I don’t know how I would describe my particular set of athletic skills. My best sport probably is beer pong. Or perhaps carnival games, think of the unique talents it takes to excel on the midway, and that’s me. Kraft used to say that JCK and I were perfectly suited for intramurals. Passable at everything, great at nothing. It’s not as easy as it sounds. No one knows what I am capable of more than me, so I manage the places I put myself in. You won’t see me on a soccer field, you won’t catch me doing anything on a mountain. Field hockey was a tough area, though. My general feeling was I could rip a field hockey ball, but other than that, it would probably be ugly. If it hadn’t been for charity, and if I hadn’t been told there would be other “for fun only” teams at the event, I probably would have been out. But, as it turned out, there I was.

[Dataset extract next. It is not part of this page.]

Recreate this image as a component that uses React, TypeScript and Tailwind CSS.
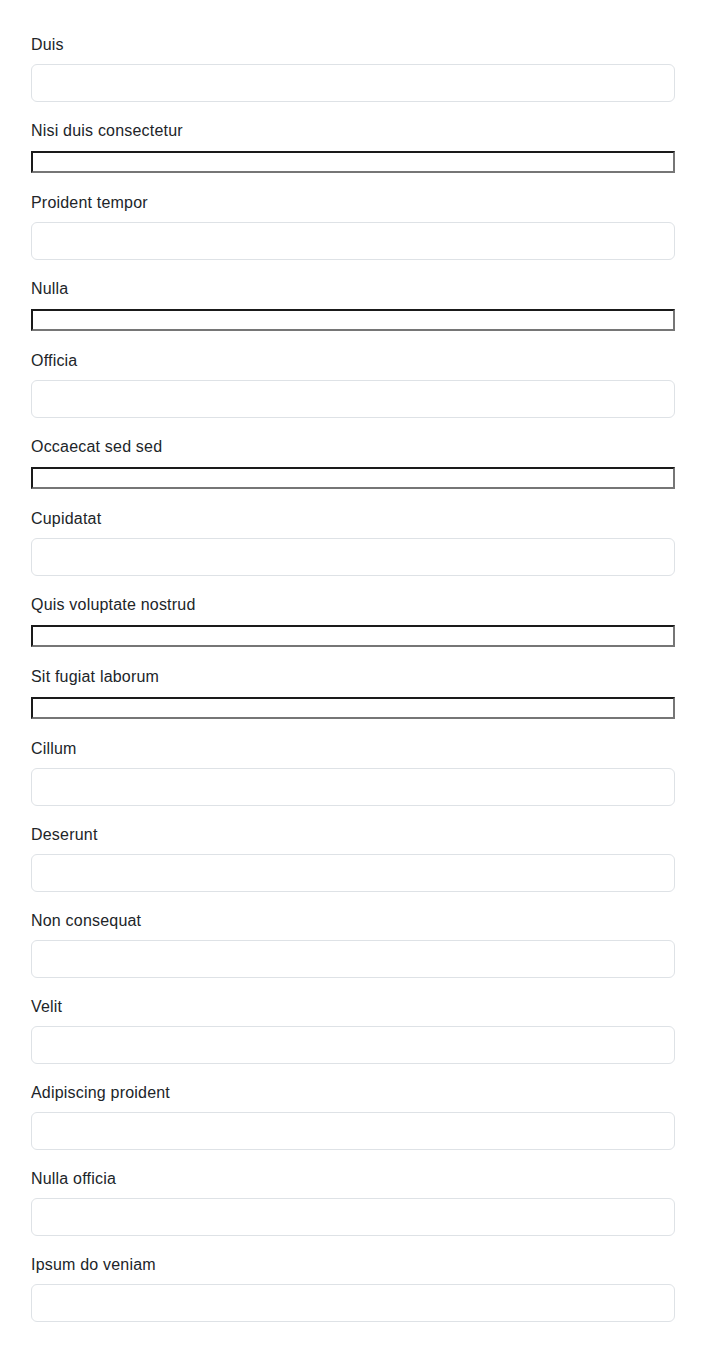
import React from "react";

const fields: { label: string; plain?: boolean }[] = [
  { label: "Duis" },
  { label: "Nisi duis consectetur", plain: true },
  { label: "Proident tempor" },
  { label: "Nulla", plain: true },
  { label: "Officia" },
  { label: "Occaecat sed sed", plain: true },
  { label: "Cupidatat" },
  { label: "Quis voluptate nostrud", plain: true },
  { label: "Sit fugiat laborum", plain: true },
  { label: "Cillum" },
  { label: "Deserunt" },
  { label: "Non consequat" },
  { label: "Velit" },
  { label: "Adipiscing proident" },
  { label: "Nulla officia" },
  { label: "Ipsum do veniam" },
];

export default function App() {
  return (
    <div
      className="bg-white text-[#212529] px-[31px] pt-8 pb-8 min-h-[1370px]"
      style={{ fontFamily: '"Liberation Sans", Arial, sans-serif' }}
    >
      {fields.map((f, i) => (
        <div key={i} className="mb-4">
          <label className="block text-base leading-6 pt-px mb-[7px] tracking-[0.2px]">
            {f.label}
          </label>
          {f.plain ? (
            <div className="h-6 flex items-center">
              <input
                type="text"
                className="block w-full h-[22px] bg-white border-2 border-t-[#1a1a1a] border-l-[#1a1a1a] border-b-[#767676] border-r-[#767676] outline-none"
              />
            </div>
          ) : (
            <input
              type="text"
              className="block w-full h-[38px] bg-white border border-[#dee2e6] rounded-[6px] px-3 text-base outline-none"
            />
          )}
        </div>
      ))}
    </div>
  );
}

Now, when I arrived in Haddonfield, NJ (Dirty Jerz…what, what), I encountered quite a scene. I’ve never seen such a gathering of field hockey, and immediately I was feeling a little nervous. It wasn’t easy to tell the serious players from the non-serious ones. A lot of people looked official. Unis, more aggressive looking sock/shin guard combos, proper equipment…that kind of thing. Of course, I didn’t have a stick, so everyone was looking like a pro. The minutes before the first game were passed with a lot of nervous joke making, hopes that no one blew out a hammy, and the thought that it would be nice to score one goal. Immediately following the introductions we found out that we’d be playing the first game in the main gym, or should I say, “Arena.” And with that, it was on.
So, who were we playing you might ask? Well, occupying the “rec” division was a broad array of squads. We happened to get paired up against a collection of high school girls…who actually played field hockey. I know what you are thinking, and yes, we were terrified. I can think of some things more emasculating than losing a sporting event to 15-year-old girls, but on that particular day, it would have been the lowest of the low. The scouting report was that we had no skill, but seeing as aside from our one woman we were a team of old guys, I think our opponents were a little creeped out, and rightfully so.
A quick note on field hockey: it’s exhausting. If we were going to get a jump on these girls, we probably needed to do it quickly, but we were having trouble finishing. It was like a Flyers game, we had a lot of muckers and grinders, but no one was putting the old biscuit in the basket. Sometime after the midway point, I think a decision was made to force the issue. We had Rita Jones playing an immaculate goal, and a 0-0, El Cupo Worldo style draw was not going to be acceptable. Perhaps I should mention at this time that we were playing in front of a reasonably large crowd. All the teams that were waiting to play just stayed in the bleachers. I kind of forgot about this, but at the same time, you could hear an occasional snicker.
Well, those laughs were about to be silenced. Feeling perhaps a second wind, perhaps a final tinge of pride we forged into the offensive zone led by Hank Moody who was valiantly playing left-handed with a right-handed stick. He charged up the left side, and sent a cross blindly into the middle of the gym. Think foul-line extended. The blind cross incidentally was the offense we ran the entire afternoon. But, on this occasion, I happened to be all alone. The ball came drifting toward me in slow motion, a perfect saucer pass. I said to myself, you know what Hoss, just let it go. I unleashed a laser beam, it sizzled through the air and into the back of the net at which point complete pandemonium broke out in the gym. Or I should say, everyone got to witness the greatest moment of my adult athletic life. I took off in a sprint toward our goal. Legend has it that it was the fastest I’ve ever run. I got to our foul line, and unleashed a vicious triple fist-pump, and we celebrated as a team.
Now, it’s not important that we went on to win the game (3-0, what?), and that I MAY have scored a few more beauties, nothing matched that first goal. Not even when Rand almost got into a fight with an actual real live girl in the second game. If I could have video of one moment in my life, I might pick this goal. It was that amazing and hilarious. Of course I did kind of forget that a lot of people were watching. After the game I was confronted by a group of girls that said, “Hey its the Field Hockey All-Star,” then they burst into laughter. It was a very proud moment for me. They declined autographs.
What wasn’t so great was the physical toll that the tournament took on my body (thank god we withdrew after 2 games). Bending over a field hockey stick designed for someone 5′ 4″ for an hour wasn’t the best thing for me. I spent the rest of the afternoon trying to find a comfortable position (unsuccessful), and spent the next week or so walking with a noticeable limp. Anything for charity right? But, when balancing the glory of adult athletics with the possible after effects it is important to remember one thing: Gym class heroes have expiration dates. And, there it is.